### Web page code records:
═══

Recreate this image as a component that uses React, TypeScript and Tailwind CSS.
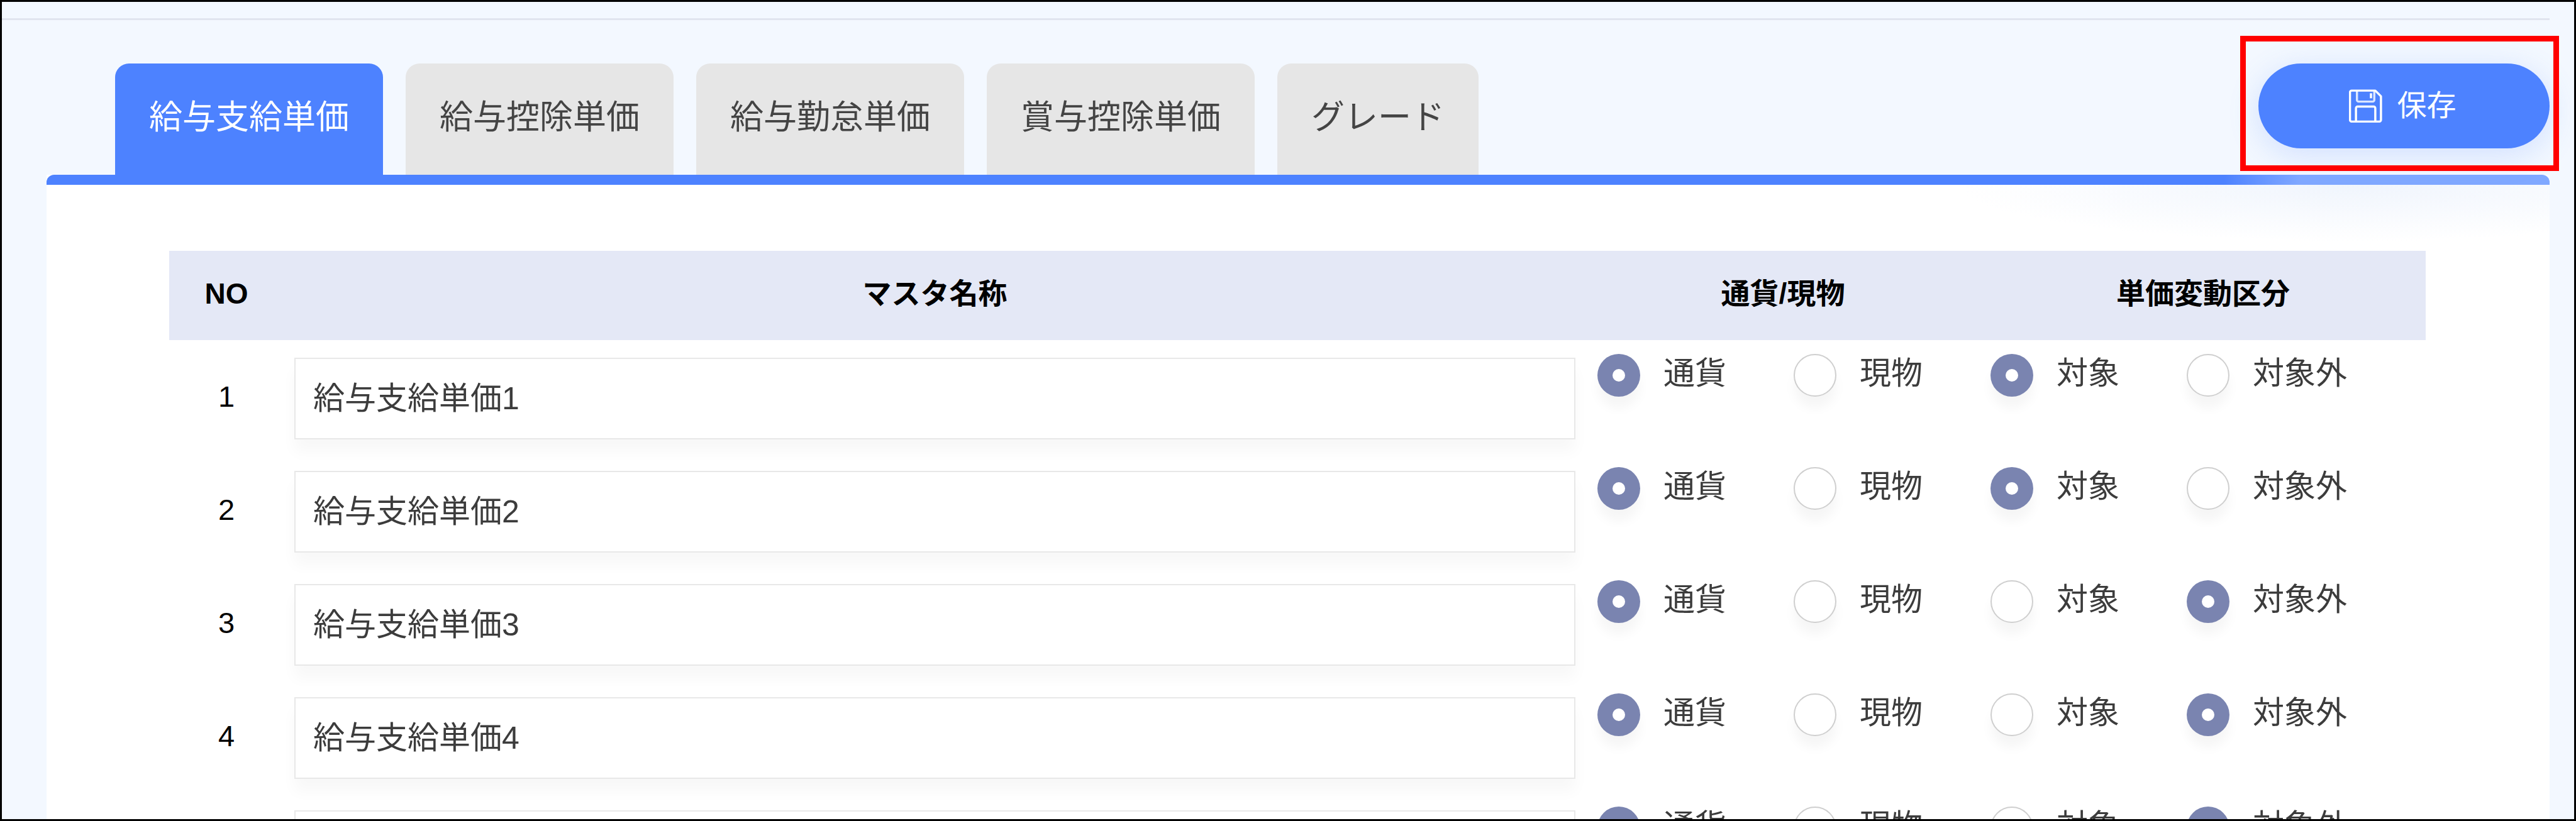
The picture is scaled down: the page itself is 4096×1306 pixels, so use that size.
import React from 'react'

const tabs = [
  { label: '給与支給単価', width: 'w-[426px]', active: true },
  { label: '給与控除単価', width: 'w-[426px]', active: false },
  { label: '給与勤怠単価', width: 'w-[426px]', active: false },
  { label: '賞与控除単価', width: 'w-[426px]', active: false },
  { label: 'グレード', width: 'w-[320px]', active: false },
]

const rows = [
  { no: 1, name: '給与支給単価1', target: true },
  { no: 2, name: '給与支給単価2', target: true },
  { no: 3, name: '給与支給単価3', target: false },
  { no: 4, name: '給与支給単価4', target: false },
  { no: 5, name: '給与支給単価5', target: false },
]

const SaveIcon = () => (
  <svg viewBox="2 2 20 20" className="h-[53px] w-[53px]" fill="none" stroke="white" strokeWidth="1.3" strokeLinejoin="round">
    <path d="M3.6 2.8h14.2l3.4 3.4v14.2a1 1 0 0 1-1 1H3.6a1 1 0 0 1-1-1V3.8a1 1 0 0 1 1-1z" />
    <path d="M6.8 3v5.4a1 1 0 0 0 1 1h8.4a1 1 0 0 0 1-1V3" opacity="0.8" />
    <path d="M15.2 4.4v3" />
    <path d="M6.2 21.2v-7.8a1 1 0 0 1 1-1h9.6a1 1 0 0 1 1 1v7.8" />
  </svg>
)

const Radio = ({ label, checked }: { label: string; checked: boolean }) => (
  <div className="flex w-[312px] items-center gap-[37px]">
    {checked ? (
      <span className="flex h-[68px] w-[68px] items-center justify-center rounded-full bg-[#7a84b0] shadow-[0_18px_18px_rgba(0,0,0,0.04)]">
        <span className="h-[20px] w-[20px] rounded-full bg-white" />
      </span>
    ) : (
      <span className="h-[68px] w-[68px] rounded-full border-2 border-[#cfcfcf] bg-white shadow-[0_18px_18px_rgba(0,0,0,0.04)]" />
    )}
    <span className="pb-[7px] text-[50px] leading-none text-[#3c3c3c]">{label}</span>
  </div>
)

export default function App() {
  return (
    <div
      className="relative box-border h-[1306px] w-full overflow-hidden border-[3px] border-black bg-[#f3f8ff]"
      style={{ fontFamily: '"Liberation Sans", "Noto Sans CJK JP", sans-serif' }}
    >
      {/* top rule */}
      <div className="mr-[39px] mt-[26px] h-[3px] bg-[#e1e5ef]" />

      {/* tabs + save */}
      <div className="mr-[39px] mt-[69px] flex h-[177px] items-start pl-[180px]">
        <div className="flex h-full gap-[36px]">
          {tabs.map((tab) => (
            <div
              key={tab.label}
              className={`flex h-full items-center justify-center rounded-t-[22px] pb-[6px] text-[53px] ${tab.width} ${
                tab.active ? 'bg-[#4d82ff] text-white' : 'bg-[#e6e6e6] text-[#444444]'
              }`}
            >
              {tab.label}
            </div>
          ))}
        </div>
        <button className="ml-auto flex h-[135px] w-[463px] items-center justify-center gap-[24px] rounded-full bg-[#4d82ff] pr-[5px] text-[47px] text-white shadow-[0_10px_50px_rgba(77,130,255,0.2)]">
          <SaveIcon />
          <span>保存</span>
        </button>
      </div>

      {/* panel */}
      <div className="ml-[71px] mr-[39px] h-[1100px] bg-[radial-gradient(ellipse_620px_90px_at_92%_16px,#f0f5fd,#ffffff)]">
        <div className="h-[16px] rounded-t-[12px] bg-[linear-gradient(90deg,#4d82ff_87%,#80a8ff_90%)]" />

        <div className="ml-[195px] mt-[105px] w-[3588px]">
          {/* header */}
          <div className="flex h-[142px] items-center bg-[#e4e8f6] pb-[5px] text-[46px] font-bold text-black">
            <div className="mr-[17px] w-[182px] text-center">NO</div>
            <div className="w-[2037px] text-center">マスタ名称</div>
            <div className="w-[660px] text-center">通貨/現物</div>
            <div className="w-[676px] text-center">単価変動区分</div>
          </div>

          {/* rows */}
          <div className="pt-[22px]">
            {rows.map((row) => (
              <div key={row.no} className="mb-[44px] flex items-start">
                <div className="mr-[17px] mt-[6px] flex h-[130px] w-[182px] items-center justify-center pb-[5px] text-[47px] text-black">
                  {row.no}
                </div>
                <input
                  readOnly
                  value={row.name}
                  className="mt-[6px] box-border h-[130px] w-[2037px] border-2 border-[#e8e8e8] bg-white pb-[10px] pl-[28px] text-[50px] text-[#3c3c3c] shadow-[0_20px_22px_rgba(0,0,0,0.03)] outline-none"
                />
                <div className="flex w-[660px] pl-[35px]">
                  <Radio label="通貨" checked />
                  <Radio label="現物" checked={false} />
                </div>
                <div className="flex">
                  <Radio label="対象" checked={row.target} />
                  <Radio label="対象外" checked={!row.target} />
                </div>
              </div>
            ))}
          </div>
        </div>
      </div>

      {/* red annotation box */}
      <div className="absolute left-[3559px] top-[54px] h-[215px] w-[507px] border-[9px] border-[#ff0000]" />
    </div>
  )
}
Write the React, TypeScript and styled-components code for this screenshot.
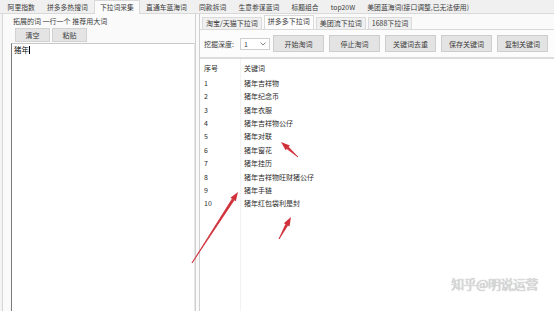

═══

Each line of the material that holds the string "this" counts once; give the total alone.

2